== Aim ==
Your task is to retype the lines from the opening of the material through the line that includes "block; flex: none;". Do not copy the pictures.

== Raw data ==
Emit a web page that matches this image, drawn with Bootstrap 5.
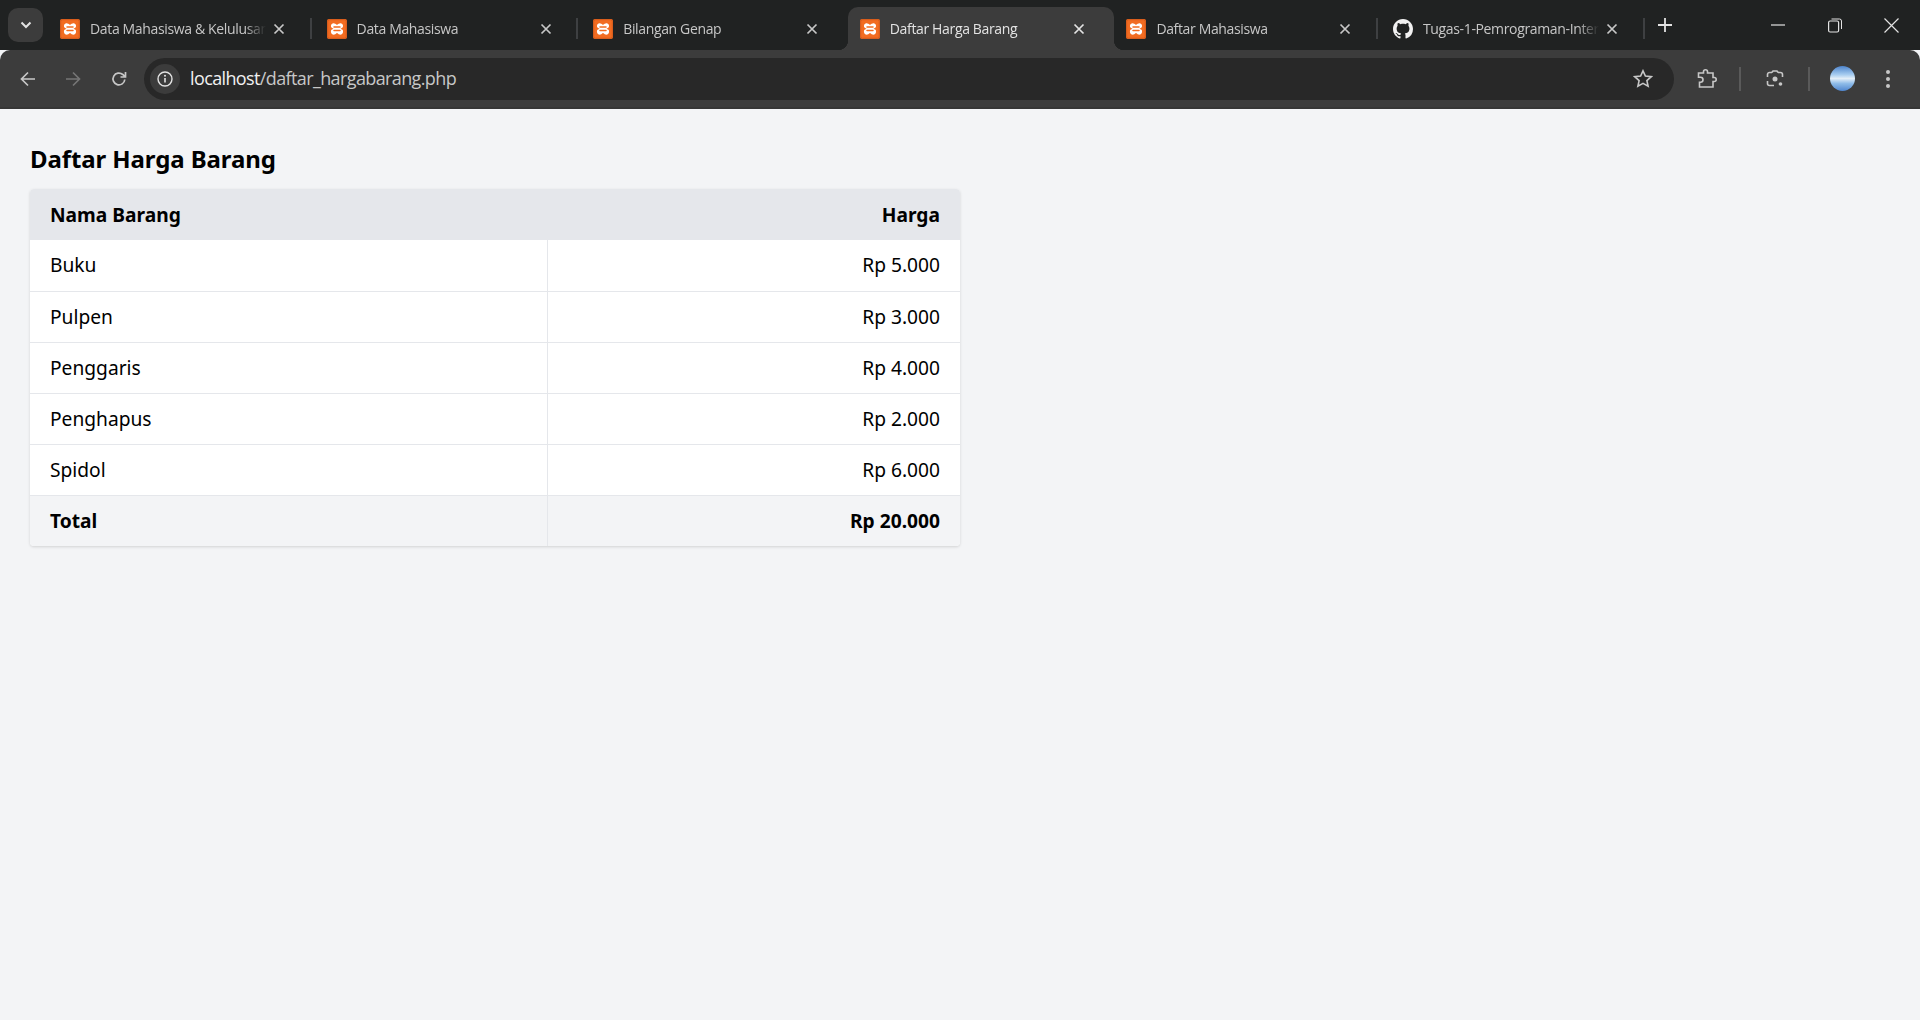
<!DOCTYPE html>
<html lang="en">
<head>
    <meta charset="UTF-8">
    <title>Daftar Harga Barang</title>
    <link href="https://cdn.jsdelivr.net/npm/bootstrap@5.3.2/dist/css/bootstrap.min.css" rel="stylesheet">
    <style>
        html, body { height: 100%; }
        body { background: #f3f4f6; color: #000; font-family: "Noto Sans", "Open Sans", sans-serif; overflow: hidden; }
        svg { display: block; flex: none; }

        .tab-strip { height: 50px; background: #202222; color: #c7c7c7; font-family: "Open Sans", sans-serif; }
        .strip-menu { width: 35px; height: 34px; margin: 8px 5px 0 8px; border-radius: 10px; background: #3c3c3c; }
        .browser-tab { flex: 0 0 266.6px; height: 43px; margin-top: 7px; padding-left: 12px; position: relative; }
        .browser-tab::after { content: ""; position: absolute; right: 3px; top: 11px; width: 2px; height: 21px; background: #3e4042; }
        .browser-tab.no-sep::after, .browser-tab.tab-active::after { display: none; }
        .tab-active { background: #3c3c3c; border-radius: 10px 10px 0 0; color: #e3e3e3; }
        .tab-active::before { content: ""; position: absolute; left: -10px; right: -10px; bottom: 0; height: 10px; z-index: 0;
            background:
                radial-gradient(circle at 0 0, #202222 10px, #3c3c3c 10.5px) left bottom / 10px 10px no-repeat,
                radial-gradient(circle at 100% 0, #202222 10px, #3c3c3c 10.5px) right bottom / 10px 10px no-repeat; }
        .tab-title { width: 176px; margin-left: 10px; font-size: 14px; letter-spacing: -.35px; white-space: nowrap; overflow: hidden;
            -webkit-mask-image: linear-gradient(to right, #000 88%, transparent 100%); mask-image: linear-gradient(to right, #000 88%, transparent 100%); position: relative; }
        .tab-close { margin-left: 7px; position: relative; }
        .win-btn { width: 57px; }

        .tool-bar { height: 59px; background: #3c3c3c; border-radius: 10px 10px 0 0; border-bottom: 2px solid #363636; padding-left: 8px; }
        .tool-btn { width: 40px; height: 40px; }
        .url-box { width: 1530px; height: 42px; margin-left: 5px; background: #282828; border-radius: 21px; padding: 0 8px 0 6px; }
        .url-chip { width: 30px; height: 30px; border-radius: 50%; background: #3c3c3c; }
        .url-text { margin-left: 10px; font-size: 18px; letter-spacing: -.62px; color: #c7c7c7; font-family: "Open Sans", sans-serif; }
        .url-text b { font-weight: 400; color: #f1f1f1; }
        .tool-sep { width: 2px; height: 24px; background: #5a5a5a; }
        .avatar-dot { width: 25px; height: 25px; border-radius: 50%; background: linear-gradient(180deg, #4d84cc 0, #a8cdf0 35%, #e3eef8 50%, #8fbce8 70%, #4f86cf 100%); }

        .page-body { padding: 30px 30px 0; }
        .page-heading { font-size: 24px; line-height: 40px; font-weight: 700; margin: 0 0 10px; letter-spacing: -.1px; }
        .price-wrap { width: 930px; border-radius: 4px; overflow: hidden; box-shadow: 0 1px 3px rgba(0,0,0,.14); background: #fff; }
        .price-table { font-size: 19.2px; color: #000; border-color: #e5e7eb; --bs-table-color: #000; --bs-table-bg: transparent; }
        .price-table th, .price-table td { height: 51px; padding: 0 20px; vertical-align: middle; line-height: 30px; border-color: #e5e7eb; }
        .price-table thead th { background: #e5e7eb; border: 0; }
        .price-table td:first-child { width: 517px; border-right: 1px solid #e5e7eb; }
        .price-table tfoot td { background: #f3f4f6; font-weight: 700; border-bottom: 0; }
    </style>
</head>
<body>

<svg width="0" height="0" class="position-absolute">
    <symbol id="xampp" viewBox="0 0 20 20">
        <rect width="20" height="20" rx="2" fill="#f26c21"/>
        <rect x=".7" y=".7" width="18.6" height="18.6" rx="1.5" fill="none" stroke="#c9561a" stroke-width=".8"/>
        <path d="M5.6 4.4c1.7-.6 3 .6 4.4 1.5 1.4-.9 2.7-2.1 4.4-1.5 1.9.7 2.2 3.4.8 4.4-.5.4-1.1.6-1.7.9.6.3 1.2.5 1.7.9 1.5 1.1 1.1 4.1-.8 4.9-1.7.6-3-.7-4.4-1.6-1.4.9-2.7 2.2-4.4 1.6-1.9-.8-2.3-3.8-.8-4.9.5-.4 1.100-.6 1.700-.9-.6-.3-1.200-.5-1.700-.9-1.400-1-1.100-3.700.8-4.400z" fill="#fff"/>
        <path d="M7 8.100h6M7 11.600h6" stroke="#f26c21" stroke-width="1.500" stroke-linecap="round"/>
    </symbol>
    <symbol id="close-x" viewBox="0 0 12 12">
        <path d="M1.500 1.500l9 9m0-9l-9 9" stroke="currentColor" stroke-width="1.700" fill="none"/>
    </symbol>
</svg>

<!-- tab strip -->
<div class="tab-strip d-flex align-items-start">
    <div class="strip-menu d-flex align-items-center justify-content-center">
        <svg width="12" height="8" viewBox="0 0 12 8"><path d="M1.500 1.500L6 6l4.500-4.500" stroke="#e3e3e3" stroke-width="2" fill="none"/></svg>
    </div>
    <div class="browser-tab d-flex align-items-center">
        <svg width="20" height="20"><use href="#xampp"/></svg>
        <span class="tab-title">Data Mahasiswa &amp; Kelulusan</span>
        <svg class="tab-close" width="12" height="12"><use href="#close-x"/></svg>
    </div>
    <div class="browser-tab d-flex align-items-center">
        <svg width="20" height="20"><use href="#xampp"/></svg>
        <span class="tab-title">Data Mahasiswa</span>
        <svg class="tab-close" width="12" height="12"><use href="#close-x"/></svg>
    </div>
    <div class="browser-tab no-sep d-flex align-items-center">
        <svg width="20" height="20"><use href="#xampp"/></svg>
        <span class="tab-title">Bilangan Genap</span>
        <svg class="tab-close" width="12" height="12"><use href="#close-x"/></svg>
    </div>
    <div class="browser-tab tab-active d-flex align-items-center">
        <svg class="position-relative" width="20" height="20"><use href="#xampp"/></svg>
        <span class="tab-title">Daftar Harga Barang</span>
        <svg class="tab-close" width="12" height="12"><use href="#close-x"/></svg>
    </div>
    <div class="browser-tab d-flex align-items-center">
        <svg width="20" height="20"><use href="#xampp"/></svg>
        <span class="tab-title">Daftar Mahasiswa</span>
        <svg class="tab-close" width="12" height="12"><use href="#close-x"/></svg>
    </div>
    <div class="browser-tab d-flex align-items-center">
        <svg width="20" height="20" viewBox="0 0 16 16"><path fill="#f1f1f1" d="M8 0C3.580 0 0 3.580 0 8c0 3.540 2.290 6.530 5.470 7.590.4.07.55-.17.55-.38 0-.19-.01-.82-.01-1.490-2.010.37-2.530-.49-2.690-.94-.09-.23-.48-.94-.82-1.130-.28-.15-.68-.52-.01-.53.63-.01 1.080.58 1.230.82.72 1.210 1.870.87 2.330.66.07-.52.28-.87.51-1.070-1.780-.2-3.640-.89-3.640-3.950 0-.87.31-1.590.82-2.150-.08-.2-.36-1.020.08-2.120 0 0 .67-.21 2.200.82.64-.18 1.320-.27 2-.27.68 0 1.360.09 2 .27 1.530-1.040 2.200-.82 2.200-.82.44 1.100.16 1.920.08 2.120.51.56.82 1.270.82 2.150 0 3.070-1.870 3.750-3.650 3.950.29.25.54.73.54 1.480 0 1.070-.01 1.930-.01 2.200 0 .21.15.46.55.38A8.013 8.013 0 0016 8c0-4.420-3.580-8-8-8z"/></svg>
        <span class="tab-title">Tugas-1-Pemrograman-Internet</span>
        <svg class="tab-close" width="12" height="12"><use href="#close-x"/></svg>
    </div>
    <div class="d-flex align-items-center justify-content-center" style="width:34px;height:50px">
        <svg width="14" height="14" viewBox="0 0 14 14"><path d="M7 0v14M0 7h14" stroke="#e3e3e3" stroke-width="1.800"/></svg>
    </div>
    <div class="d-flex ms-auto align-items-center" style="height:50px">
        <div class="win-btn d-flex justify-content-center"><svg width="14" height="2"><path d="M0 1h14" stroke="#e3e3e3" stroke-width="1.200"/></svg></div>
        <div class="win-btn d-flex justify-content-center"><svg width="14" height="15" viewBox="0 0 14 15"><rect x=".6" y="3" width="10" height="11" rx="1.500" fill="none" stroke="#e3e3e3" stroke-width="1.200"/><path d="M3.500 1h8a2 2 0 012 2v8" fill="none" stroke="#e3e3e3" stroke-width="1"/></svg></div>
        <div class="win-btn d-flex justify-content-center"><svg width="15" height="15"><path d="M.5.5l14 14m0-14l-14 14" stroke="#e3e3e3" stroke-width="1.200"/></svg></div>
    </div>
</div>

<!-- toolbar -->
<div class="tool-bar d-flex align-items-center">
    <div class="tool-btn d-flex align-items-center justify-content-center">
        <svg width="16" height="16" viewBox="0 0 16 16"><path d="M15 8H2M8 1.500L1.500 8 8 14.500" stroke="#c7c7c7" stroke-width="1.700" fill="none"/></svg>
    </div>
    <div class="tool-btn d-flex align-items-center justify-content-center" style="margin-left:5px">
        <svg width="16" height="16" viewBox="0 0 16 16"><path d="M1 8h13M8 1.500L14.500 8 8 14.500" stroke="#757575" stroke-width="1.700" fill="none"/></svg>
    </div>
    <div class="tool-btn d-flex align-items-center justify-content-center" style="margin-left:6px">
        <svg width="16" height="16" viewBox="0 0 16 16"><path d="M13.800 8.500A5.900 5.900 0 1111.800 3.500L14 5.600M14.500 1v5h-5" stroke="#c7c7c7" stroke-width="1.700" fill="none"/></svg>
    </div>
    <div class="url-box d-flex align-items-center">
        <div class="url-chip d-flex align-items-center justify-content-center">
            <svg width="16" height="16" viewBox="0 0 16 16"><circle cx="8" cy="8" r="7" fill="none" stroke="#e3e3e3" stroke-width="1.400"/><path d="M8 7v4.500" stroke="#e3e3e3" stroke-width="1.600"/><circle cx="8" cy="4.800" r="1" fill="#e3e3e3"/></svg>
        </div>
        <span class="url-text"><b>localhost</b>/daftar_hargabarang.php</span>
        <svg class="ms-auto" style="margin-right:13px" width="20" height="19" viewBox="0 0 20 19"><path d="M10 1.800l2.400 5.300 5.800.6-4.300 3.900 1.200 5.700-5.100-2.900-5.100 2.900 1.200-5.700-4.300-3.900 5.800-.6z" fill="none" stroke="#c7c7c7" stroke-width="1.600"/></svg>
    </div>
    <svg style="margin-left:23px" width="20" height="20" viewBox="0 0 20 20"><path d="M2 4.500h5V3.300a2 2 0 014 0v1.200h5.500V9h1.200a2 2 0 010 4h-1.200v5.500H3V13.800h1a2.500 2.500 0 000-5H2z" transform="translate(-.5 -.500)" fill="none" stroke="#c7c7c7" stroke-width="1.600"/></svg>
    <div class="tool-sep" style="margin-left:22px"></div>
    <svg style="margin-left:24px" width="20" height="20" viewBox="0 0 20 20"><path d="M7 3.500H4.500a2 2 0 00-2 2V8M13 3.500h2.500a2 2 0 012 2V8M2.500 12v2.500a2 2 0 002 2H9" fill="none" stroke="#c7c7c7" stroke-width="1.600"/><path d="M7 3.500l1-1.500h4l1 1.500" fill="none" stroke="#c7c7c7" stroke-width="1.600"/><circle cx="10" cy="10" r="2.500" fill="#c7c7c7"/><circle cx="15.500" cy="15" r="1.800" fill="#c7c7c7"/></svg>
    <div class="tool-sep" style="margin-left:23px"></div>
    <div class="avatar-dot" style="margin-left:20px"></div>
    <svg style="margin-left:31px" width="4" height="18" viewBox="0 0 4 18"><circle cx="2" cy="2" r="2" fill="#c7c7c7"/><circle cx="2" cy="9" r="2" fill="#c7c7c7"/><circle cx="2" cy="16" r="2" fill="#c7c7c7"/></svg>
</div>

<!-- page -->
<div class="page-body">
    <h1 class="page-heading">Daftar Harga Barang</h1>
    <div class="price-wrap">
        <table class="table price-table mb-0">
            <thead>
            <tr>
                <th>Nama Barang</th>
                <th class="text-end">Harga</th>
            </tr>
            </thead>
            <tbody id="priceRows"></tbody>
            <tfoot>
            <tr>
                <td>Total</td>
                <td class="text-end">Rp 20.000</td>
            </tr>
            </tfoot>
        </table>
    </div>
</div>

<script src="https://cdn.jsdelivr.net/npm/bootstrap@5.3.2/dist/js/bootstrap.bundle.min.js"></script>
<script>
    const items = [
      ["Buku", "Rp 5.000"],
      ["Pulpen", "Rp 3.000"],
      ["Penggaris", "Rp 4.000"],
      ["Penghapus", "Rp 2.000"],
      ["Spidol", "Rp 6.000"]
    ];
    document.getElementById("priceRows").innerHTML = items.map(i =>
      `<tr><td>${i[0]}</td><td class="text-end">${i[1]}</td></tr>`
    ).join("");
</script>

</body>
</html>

== Exercise answer ==
Emit a web page that matches this image, drawn with Bootstrap 5.
<!DOCTYPE html>
<html lang="en">
<head>
    <meta charset="UTF-8">
    <title>Daftar Harga Barang</title>
    <link href="https://cdn.jsdelivr.net/npm/bootstrap@5.3.2/dist/css/bootstrap.min.css" rel="stylesheet">
    <style>
        html, body { height: 100%; }
        body { background: #f3f4f6; color: #000; font-family: "Noto Sans", "Open Sans", sans-serif; overflow: hidden; }
        svg { display: block; flex: none; }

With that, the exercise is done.